Prompt: The entire listing is to be repeated verbatim.

Collected material:

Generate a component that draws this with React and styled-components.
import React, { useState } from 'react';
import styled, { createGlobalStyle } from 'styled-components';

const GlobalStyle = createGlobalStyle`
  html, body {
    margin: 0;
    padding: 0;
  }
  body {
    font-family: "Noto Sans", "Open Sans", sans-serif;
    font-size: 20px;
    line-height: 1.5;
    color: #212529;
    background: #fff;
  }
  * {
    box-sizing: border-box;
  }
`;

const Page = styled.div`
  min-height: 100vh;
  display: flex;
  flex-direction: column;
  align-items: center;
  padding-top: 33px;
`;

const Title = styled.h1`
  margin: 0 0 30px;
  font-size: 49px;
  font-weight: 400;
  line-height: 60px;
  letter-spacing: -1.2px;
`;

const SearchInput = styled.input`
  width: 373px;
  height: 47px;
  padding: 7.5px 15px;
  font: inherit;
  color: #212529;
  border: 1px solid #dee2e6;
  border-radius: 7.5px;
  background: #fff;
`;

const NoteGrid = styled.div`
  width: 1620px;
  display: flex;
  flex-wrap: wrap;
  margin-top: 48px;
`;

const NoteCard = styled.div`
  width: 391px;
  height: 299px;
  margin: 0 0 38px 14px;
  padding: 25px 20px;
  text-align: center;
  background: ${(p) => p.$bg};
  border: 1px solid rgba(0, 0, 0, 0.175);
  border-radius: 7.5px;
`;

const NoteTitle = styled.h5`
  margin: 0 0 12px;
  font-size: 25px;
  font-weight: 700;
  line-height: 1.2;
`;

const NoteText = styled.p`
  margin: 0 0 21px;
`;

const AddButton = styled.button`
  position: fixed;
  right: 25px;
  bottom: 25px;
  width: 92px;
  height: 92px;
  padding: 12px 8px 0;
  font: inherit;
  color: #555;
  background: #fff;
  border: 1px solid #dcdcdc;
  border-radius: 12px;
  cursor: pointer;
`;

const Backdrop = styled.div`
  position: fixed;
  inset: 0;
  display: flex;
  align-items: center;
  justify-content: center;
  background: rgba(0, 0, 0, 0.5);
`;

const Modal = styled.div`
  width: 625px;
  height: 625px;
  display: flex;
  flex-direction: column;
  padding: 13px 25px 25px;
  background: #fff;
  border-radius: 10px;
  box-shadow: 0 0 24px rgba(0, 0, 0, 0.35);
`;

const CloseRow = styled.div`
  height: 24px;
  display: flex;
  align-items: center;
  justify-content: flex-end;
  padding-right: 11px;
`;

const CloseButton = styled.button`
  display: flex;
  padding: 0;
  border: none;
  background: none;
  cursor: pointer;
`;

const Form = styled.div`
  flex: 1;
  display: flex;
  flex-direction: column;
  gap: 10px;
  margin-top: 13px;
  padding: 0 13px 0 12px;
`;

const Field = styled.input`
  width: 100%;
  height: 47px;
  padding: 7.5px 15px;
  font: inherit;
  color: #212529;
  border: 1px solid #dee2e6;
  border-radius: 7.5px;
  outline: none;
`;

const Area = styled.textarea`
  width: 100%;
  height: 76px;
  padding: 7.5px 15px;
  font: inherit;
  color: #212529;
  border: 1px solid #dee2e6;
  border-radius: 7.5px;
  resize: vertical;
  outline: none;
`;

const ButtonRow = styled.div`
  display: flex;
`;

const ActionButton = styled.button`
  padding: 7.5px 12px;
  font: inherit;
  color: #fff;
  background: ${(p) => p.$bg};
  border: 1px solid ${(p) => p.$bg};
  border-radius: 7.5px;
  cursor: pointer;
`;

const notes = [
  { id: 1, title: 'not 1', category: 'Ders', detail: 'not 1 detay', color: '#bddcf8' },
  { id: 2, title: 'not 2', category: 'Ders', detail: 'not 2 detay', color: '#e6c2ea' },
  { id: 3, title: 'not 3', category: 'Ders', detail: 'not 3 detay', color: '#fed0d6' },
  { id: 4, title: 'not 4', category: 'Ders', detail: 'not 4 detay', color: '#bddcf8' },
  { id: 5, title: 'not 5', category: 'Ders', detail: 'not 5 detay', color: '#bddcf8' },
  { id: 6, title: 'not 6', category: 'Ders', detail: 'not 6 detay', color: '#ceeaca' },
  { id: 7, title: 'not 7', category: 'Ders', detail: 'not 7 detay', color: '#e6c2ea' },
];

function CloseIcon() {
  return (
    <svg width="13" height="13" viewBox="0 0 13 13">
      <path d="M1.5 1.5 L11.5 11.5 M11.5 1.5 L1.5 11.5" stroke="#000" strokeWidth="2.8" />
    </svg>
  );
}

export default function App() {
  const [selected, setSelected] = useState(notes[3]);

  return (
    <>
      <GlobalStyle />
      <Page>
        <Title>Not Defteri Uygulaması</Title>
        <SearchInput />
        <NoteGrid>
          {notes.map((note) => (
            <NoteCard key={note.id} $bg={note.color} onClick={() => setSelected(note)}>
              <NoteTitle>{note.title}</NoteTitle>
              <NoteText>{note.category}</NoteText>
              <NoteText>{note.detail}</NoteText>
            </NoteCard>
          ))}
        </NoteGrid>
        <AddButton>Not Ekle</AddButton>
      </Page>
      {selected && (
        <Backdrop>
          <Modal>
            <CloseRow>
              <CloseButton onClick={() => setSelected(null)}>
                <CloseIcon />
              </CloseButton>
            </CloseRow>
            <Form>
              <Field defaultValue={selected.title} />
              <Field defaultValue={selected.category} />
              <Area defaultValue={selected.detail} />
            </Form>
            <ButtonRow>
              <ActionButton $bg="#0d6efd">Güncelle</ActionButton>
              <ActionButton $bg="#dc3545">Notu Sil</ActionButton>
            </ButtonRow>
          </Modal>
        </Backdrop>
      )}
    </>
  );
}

Written answer:
Generate a component that draws this with React and styled-components.
import React, { useState } from 'react';
import styled, { createGlobalStyle } from 'styled-components';

const GlobalStyle = createGlobalStyle`
  html, body {
    margin: 0;
    padding: 0;
  }
  body {
    font-family: "Noto Sans", "Open Sans", sans-serif;
    font-size: 20px;
    line-height: 1.5;
    color: #212529;
    background: #fff;
  }
  * {
    box-sizing: border-box;
  }
`;

const Page = styled.div`
  min-height: 100vh;
  display: flex;
  flex-direction: column;
  align-items: center;
  padding-top: 33px;
`;

const Title = styled.h1`
  margin: 0 0 30px;
  font-size: 49px;
  font-weight: 400;
  line-height: 60px;
  letter-spacing: -1.2px;
`;

const SearchInput = styled.input`
  width: 373px;
  height: 47px;
  padding: 7.5px 15px;
  font: inherit;
  color: #212529;
  border: 1px solid #dee2e6;
  border-radius: 7.5px;
  background: #fff;
`;

const NoteGrid = styled.div`
  width: 1620px;
  display: flex;
  flex-wrap: wrap;
  margin-top: 48px;
`;

const NoteCard = styled.div`
  width: 391px;
  height: 299px;
  margin: 0 0 38px 14px;
  padding: 25px 20px;
  text-align: center;
  background: ${(p) => p.$bg};
  border: 1px solid rgba(0, 0, 0, 0.175);
  border-radius: 7.5px;
`;

const NoteTitle = styled.h5`
  margin: 0 0 12px;
  font-size: 25px;
  font-weight: 700;
  line-height: 1.2;
`;

const NoteText = styled.p`
  margin: 0 0 21px;
`;

const AddButton = styled.button`
  position: fixed;
  right: 25px;
  bottom: 25px;
  width: 92px;
  height: 92px;
  padding: 12px 8px 0;
  font: inherit;
  color: #555;
  background: #fff;
  border: 1px solid #dcdcdc;
  border-radius: 12px;
  cursor: pointer;
`;

const Backdrop = styled.div`
  position: fixed;
  inset: 0;
  display: flex;
  align-items: center;
  justify-content: center;
  background: rgba(0, 0, 0, 0.5);
`;

const Modal = styled.div`
  width: 625px;
  height: 625px;
  display: flex;
  flex-direction: column;
  padding: 13px 25px 25px;
  background: #fff;
  border-radius: 10px;
  box-shadow: 0 0 24px rgba(0, 0, 0, 0.35);
`;

const CloseRow = styled.div`
  height: 24px;
  display: flex;
  align-items: center;
  justify-content: flex-end;
  padding-right: 11px;
`;

const CloseButton = styled.button`
  display: flex;
  padding: 0;
  border: none;
  background: none;
  cursor: pointer;
`;

const Form = styled.div`
  flex: 1;
  display: flex;
  flex-direction: column;
  gap: 10px;
  margin-top: 13px;
  padding: 0 13px 0 12px;
`;

const Field = styled.input`
  width: 100%;
  height: 47px;
  padding: 7.5px 15px;
  font: inherit;
  color: #212529;
  border: 1px solid #dee2e6;
  border-radius: 7.5px;
  outline: none;
`;

const Area = styled.textarea`
  width: 100%;
  height: 76px;
  padding: 7.5px 15px;
  font: inherit;
  color: #212529;
  border: 1px solid #dee2e6;
  border-radius: 7.5px;
  resize: vertical;
  outline: none;
`;

const ButtonRow = styled.div`
  display: flex;
`;

const ActionButton = styled.button`
  padding: 7.5px 12px;
  font: inherit;
  color: #fff;
  background: ${(p) => p.$bg};
  border: 1px solid ${(p) => p.$bg};
  border-radius: 7.5px;
  cursor: pointer;
`;

const notes = [
  { id: 1, title: 'not 1', category: 'Ders', detail: 'not 1 detay', color: '#bddcf8' },
  { id: 2, title: 'not 2', category: 'Ders', detail: 'not 2 detay', color: '#e6c2ea' },
  { id: 3, title: 'not 3', category: 'Ders', detail: 'not 3 detay', color: '#fed0d6' },
  { id: 4, title: 'not 4', category: 'Ders', detail: 'not 4 detay', color: '#bddcf8' },
  { id: 5, title: 'not 5', category: 'Ders', detail: 'not 5 detay', color: '#bddcf8' },
  { id: 6, title: 'not 6', category: 'Ders', detail: 'not 6 detay', color: '#ceeaca' },
  { id: 7, title: 'not 7', category: 'Ders', detail: 'not 7 detay', color: '#e6c2ea' },
];

function CloseIcon() {
  return (
    <svg width="13" height="13" viewBox="0 0 13 13">
      <path d="M1.5 1.5 L11.5 11.5 M11.5 1.5 L1.5 11.5" stroke="#000" strokeWidth="2.8" />
    </svg>
  );
}

export default function App() {
  const [selected, setSelected] = useState(notes[3]);

  return (
    <>
      <GlobalStyle />
      <Page>
        <Title>Not Defteri Uygulaması</Title>
        <SearchInput />
        <NoteGrid>
          {notes.map((note) => (
            <NoteCard key={note.id} $bg={note.color} onClick={() => setSelected(note)}>
              <NoteTitle>{note.title}</NoteTitle>
              <NoteText>{note.category}</NoteText>
              <NoteText>{note.detail}</NoteText>
            </NoteCard>
          ))}
        </NoteGrid>
        <AddButton>Not Ekle</AddButton>
      </Page>
      {selected && (
        <Backdrop>
          <Modal>
            <CloseRow>
              <CloseButton onClick={() => setSelected(null)}>
                <CloseIcon />
              </CloseButton>
            </CloseRow>
            <Form>
              <Field defaultValue={selected.title} />
              <Field defaultValue={selected.category} />
              <Area defaultValue={selected.detail} />
            </Form>
            <ButtonRow>
              <ActionButton $bg="#0d6efd">Güncelle</ActionButton>
              <ActionButton $bg="#dc3545">Notu Sil</ActionButton>
            </ButtonRow>
          </Modal>
        </Backdrop>
      )}
    </>
  );
}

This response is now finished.